Rachel L. Swarns
Associate Professor
Links: Website
Rachel L. Swarns is a journalist, author and associate professor of journalism at New York University, who writes about race and race relations as a contributing writer for The New York Times. Her articles about Georgetown University’s roots in slavery touched off a national conversation about American universities and their ties to this painful period of history. Her work has been recognized and supported by the National Endowment for the Humanities, the Ford Foundation, the Leon Levy Center for Biography, the Biographers International Organization, the MacDowell artist residency program and others. Her latest book, The 272: The Families Who Were Enslaved and Sold to build the American Catholic Church, was published by Random House. In 2023, she was elected to the Society of American Historians. In 2024, she was elected to the American Academy of Arts and Sciences.
At the Times, Swarns served as a full-time reporter and correspondent for 22 years. She has reported from Russia, Cuba, Guatemala and southern Africa, where she served as the Times’ Johannesburg bureau chief. She has covered immigration, presidential politics and Michelle Obama and her role in the Obama White House. She also served as a Metro columnist in New York City. As a senior writer for the paper, she helped to lead and innovate on coverage of issues of race and ethnicity.
In 2018, she joined NYU’s Arthur L. Carter Journalism Institute, where she focuses on American slavery and its contemporary legacies. At the Institute, she serves as the director of a new research initiative, “Hidden Legacies: Slavery, Race and the Making of 21st Century America,’’ which seeks to deepen Americans’ understanding of the connections between slavery and contemporary institutions, and to bring journalists, scholars, students and communities together to promote and produce research and reporting that illuminates the experiences of people of color in the United States.
Her latest book, The 272, emerged from her reporting at the Times and focuses on Georgetown and the Catholic Church and their roots in slavery. It was selected as a notable book of 2023 by the New York Times Book Review, the New Yorker, Time magazine, the Washington Post, the Chicago Public Library and Kirkus Reviews. The 272 won a 2024 American Book Award, a 2024 PROSE Award from the Association of American Publishers and was longlisted for the 2024 Andrew Carnegie Medal for Excellence in Nonfiction.

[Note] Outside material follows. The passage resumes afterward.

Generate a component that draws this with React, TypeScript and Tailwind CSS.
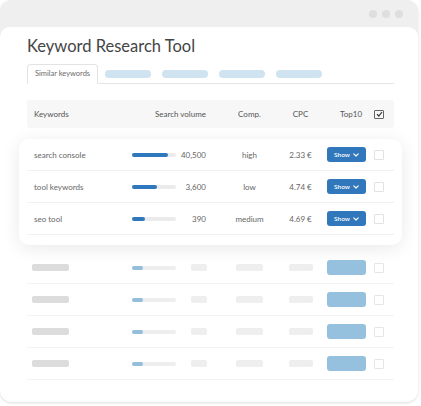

Swarns is also the author of American Tapestry: The Story of the Black, White and Multiracial Ancestors of Michelle Obama, published by Amistad/HarperCollins in 2012, which traces Mrs. Obama’s forbears from slavery to the White House in five generations. American Tapestry was ranked as one of the 100 Notable Books of 2012 by the New York Times Book Review and as one of the year’s best biographies by Booklist.

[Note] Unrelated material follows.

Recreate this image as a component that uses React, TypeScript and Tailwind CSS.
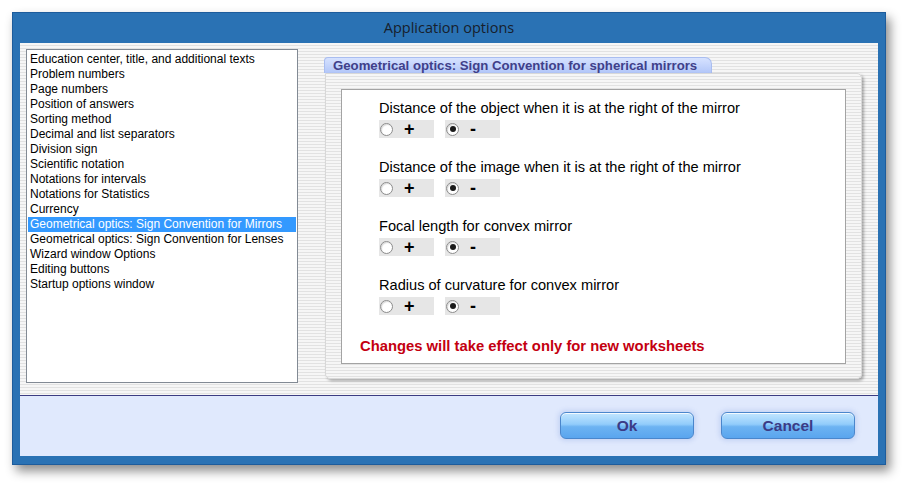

She is a co-author of Unseen: Unpublished Black History from the New York Times Photo Archives, published by Black Dog & Leventhal in 2017, which explores the history of hundreds of images that languished for decades in the Times archives.
Swarns also serves as an academic adviser to the African American Civil War Museum in Washington, D.C., which is launching an exhibit based on her book about Michelle Obama’s ancestors.